Start of Material provided
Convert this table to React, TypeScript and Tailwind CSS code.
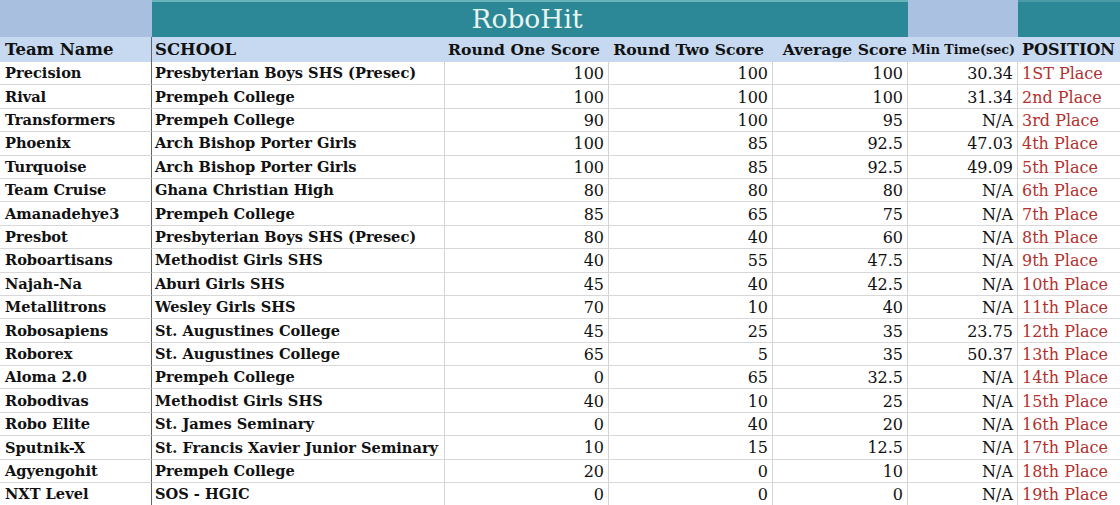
import React from "react";

type Row = [string, string, string, string, string, string, string];

const rows: Row[] = [
  ["Precision", "Presbyterian Boys SHS (Presec)", "100", "100", "100", "30.34", "1ST Place"],
  ["Rival", "Prempeh College", "100", "100", "100", "31.34", "2nd Place"],
  ["Transformers", "Prempeh College", "90", "100", "95", "N/A", "3rd Place"],
  ["Phoenix", "Arch Bishop Porter Girls", "100", "85", "92.5", "47.03", "4th Place"],
  ["Turquoise", "Arch Bishop Porter Girls", "100", "85", "92.5", "49.09", "5th Place"],
  ["Team Cruise", "Ghana Christian High", "80", "80", "80", "N/A", "6th Place"],
  ["Amanadehye3", "Prempeh College", "85", "65", "75", "N/A", "7th Place"],
  ["Presbot", "Presbyterian Boys SHS (Presec)", "80", "40", "60", "N/A", "8th Place"],
  ["Roboartisans", "Methodist Girls SHS", "40", "55", "47.5", "N/A", "9th Place"],
  ["Najah-Na", "Aburi Girls SHS", "45", "40", "42.5", "N/A", "10th Place"],
  ["Metallitrons", "Wesley Girls SHS", "70", "10", "40", "N/A", "11th Place"],
  ["Robosapiens", "St. Augustines College", "45", "25", "35", "23.75", "12th Place"],
  ["Roborex", "St. Augustines College", "65", "5", "35", "50.37", "13th Place"],
  ["Aloma 2.0", "Prempeh College", "0", "65", "32.5", "N/A", "14th Place"],
  ["Robodivas", "Methodist Girls SHS", "40", "10", "25", "N/A", "15th Place"],
  ["Robo Elite", "St. James Seminary", "0", "40", "20", "N/A", "16th Place"],
  ["Sputnik-X", "St. Francis Xavier Junior Seminary", "10", "15", "12.5", "N/A", "17th Place"],
  ["Agyengohit", "Prempeh College", "20", "0", "10", "N/A", "18th Place"],
  ["NXT Level", "SOS - HGIC", "0", "0", "0", "N/A", "19th Place"],
];

const font = { fontFamily: '"DejaVu Serif", "Liberation Serif", serif' };

const headers: [string, string][] = [
  ["Team Name", "justify-start pl-[5px] border-r border-[#666] text-[16.5px]"],
  ["SCHOOL", "justify-start pl-[3px] text-[16.5px]"],
  ["Round One Score", "justify-end pr-[9px] text-[15.6px]"],
  ["Round Two Score", "justify-end pr-[9px] text-[15.6px]"],
  ["Average Score", "justify-end pr-[1px] text-[15.6px]"],
  ["Min Time(sec)", "justify-end pr-[3px] text-[12.7px]"],
  ["POSITION", "justify-start pl-[4px] text-[16px]"],
];

export default function App() {
  return (
    <div
      className="w-[1120px] h-[505px] overflow-hidden bg-white text-[#111]"
      style={font}
    >
      <div className="grid grid-cols-[152px_293px_164px_164px_135px_110px_102px]">
        {/* Title row */}
        <div className="h-[37px] bg-[#a8bfe0]" />
        <div className="col-span-4 h-[37px] bg-[#2c8796] border-t-[2px] border-[#67b4bb] flex items-center justify-center text-[26.5px] text-[#e8f6f2] leading-none pr-[6px]">
          RoboHit
        </div>
        <div className="h-[37px] bg-[#aac1e1]" />
        <div className="h-[37px] bg-[#2c8796] border-t-[2px] border-[#4a9ba6]" />

        {/* Header row */}
        {headers.map(([t, c], i) => (
          <div
            key={i}
            className={`h-[25px] bg-[#c6d9f0] font-bold whitespace-nowrap flex items-center pt-[1px] ${c}`}
          >
            {t}
          </div>
        ))}

        {/* Data rows */}
        {rows.map((r, ri) => (
          <React.Fragment key={ri}>
            <div className="h-[23.4px] flex items-center pl-[5px] font-bold text-[14.6px] whitespace-nowrap border-r border-[#666] border-b border-b-[#d8d8d8]">
              {r[0]}
            </div>
            <div className="h-[23.4px] flex items-center pl-[3px] font-bold text-[14.6px] whitespace-nowrap border-r border-[#d4d4d4] border-b border-b-[#d8d8d8]">
              {r[1]}
            </div>
            {[r[2], r[3], r[4], r[5]].map((v, vi) => (
              <div
                key={vi}
                className="h-[23.4px] flex items-center justify-end pr-[4px] pt-[2px] text-[16px] whitespace-nowrap border-r border-[#d4d4d4] border-b border-b-[#d8d8d8]"
              >
                {v}
              </div>
            ))}
            <div className="h-[23.4px] flex items-center pl-[4px] pt-[2px] text-[16px] text-[#b2302e] whitespace-nowrap border-b border-b-[#d8d8d8]">
              {r[6]}
            </div>
          </React.Fragment>
        ))}
      </div>
    </div>
  );
}
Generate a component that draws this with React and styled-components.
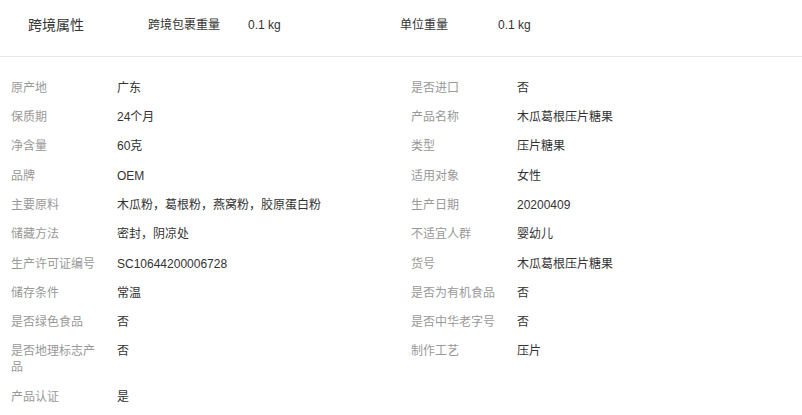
import React from 'react';
import styled, { createGlobalStyle } from 'styled-components';

const GlobalStyle = createGlobalStyle`
  body {
    margin: 0;
    background: #ffffff;
    font-family: "Liberation Sans", "Noto Sans CJK SC", sans-serif;
  }
`;

const Page = styled.div`
  width: 802px;
  background: #ffffff;
`;

const Header = styled.div`
  display: flex;
  align-items: flex-start;
  height: 57px;
  box-sizing: border-box;
  padding: 16px 0 0 28px;
  border-bottom: 1px solid #e8e8e8;
`;

const HeaderTitle = styled.div`
  width: 120px;
  font-size: 14px;
  line-height: 18px;
  color: #333333;
`;

const HeaderLabel = styled.div`
  width: ${(p) => p.$width}px;
  font-size: 12px;
  line-height: 18px;
  color: #333333;
`;

const Body = styled.div`
  display: grid;
  grid-template-columns: 400px 400px;
  padding-top: 16px;
`;

const Column = styled.div`
  display: flex;
  flex-direction: column;
`;

const Row = styled.div`
  display: flex;
  align-items: flex-start;
  padding: 6.67px 0 6.67px 11px;
  font-size: 12px;
  line-height: 16px;
`;

const Label = styled.div`
  width: 90px;
  flex-shrink: 0;
  margin-right: 16px;
  color: #999999;
`;

const Value = styled.div`
  color: #333333;
`;

const leftRows = [
  ['原产地', '广东'],
  ['保质期', '24个月'],
  ['净含量', '60克'],
  ['品牌', 'OEM'],
  ['主要原料', '木瓜粉，葛根粉，燕窝粉，胶原蛋白粉'],
  ['储藏方法', '密封，阴凉处'],
  ['生产许可证编号', 'SC10644200006728'],
  ['储存条件', '常温'],
  ['是否绿色食品', '否'],
  ['是否地理标志产品', '否'],
  ['产品认证', '是'],
];

const rightRows = [
  ['是否进口', '否'],
  ['产品名称', '木瓜葛根压片糖果'],
  ['类型', '压片糖果'],
  ['适用对象', '女性'],
  ['生产日期', '20200409'],
  ['不适宜人群', '婴幼儿'],
  ['货号', '木瓜葛根压片糖果'],
  ['是否为有机食品', '否'],
  ['是否中华老字号', '否'],
  ['制作工艺', '压片'],
];

const renderRows = (rows) =>
  rows.map(([label, value]) => (
    <Row key={label}>
      <Label>{label}</Label>
      <Value>{value}</Value>
    </Row>
  ));

export default function App() {
  return (
    <Page>
      <GlobalStyle />
      <Header>
        <HeaderTitle>跨境属性</HeaderTitle>
        <HeaderLabel $width={100}>跨境包裹重量</HeaderLabel>
        <HeaderLabel $width={152}>0.1 kg</HeaderLabel>
        <HeaderLabel $width={98}>单位重量</HeaderLabel>
        <HeaderLabel $width={100}>0.1 kg</HeaderLabel>
      </Header>
      <Body>
        <Column>{renderRows(leftRows)}</Column>
        <Column>{renderRows(rightRows)}</Column>
      </Body>
    </Page>
  );
}
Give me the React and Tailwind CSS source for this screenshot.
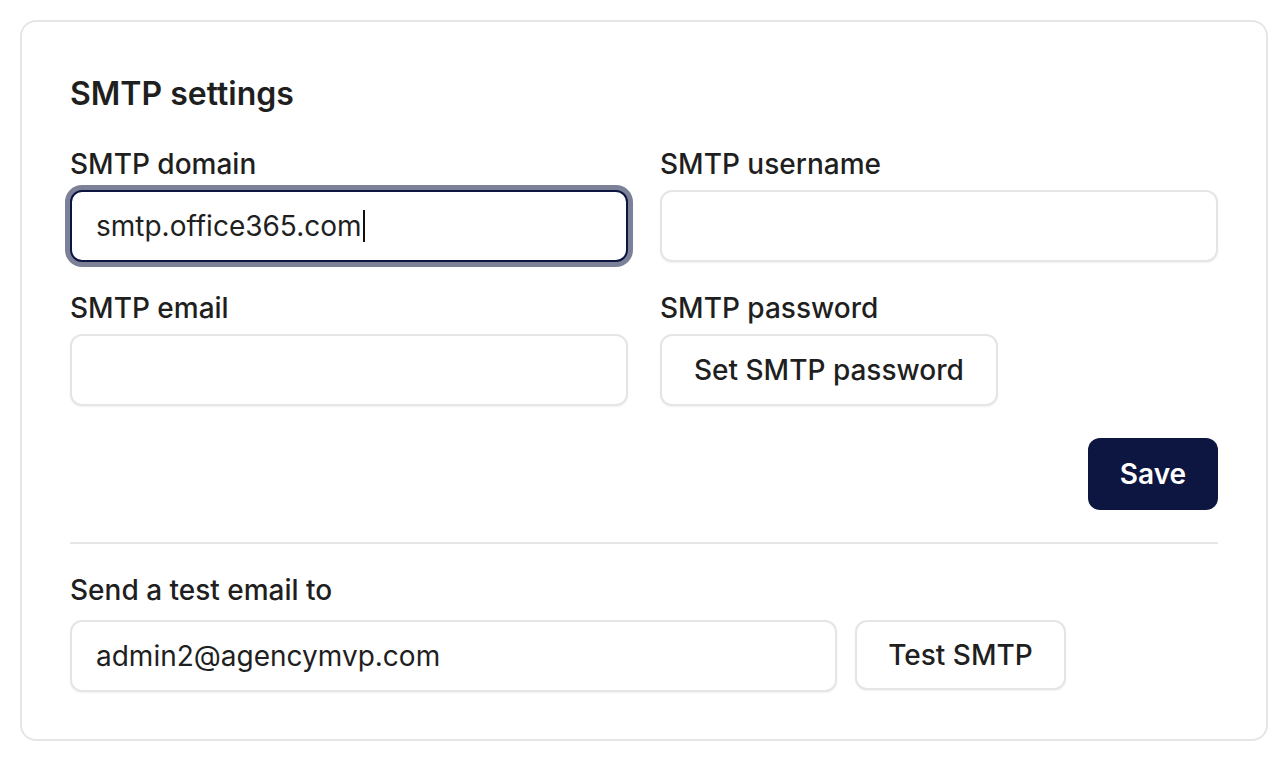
import React from "react";

function Field({ label, children, labelGap = "mb-[6px]" }) {
  return (
    <div className="flex flex-col">
      <div className={`text-[28px] leading-[40px] font-medium text-[#1f1f1f] ${labelGap}`}>{label}</div>
      {children}
    </div>
  );
}

function Box({ children, className = "" }) {
  return (
    <div
      className={`h-[72px] flex items-center px-6 rounded-xl border-2 border-[#e5e5e5] bg-white shadow-[0_1px_2px_rgba(0,0,0,0.06)] text-[28px] text-[#1f1f1f] ${className}`}
    >
      {children}
    </div>
  );
}

export default function App() {
  return (
    <div className="w-[1288px] h-[758px] bg-white p-5 font-['Inter',sans-serif]">
      <div className="border-2 border-[#e6e6e6] rounded-2xl px-12 pt-12 pb-[47px]">
        <h2 className="text-[32px] leading-[48px] font-semibold text-[#1f1f1f]">SMTP settings</h2>

        <div className="mt-[26px] grid grid-cols-2 gap-x-8 gap-y-[26px]">
          <Field label="SMTP domain">
            <div className="h-[72px] flex items-center px-6 rounded-xl border-2 border-[#0d1640] bg-white ring-[5px] ring-[#7c8198] text-[28px] text-[#1f1f1f]">
              <span>smtp.office365.com</span>
              <span className="inline-block w-[2px] h-[32px] bg-[#111] ml-[1px]" />
            </div>
          </Field>
          <Field label="SMTP username">
            <Box />
          </Field>
          <Field label="SMTP email">
            <Box />
          </Field>
          <Field label="SMTP password">
            <div className="flex">
              <button className="h-[72px] px-8 rounded-xl border-2 border-[#e5e5e5] bg-white shadow-[0_1px_2px_rgba(0,0,0,0.06)] text-[28px] font-medium text-[#1f1f1f]">
                Set SMTP password
              </button>
            </div>
          </Field>
        </div>

        <div className="mt-8 flex justify-end">
          <button className="h-[72px] w-[130px] rounded-xl bg-[#0d1640] text-white text-[28px] font-semibold">
            Save
          </button>
        </div>

        <div className="mt-8 h-[2px] bg-[#e6e6e6]" />

        <div className="mt-[26px]">
          <Field label="Send a test email to" labelGap="mb-[10px]">
            <div className="flex gap-[18px]">
              <Box className="w-[767px] h-[70px]">admin2@agencymvp.com</Box>
              <button className="h-[70px] w-[211px] rounded-xl border-2 border-[#e5e5e5] bg-white shadow-[0_1px_2px_rgba(0,0,0,0.06)] text-[28px] font-medium text-[#1f1f1f]">
                Test SMTP
              </button>
            </div>
          </Field>
        </div>
      </div>
    </div>
  );
}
End of Material provided
Work to be completed: Copy exactly the lines from the first line of the records above through the line with "string, string, string];", both included, and nothing else. Pictures stay out.

Exercise solution:
Convert this table to React, TypeScript and Tailwind CSS code.
import React from "react";

type Row = [string, string, string, string, string, string, string];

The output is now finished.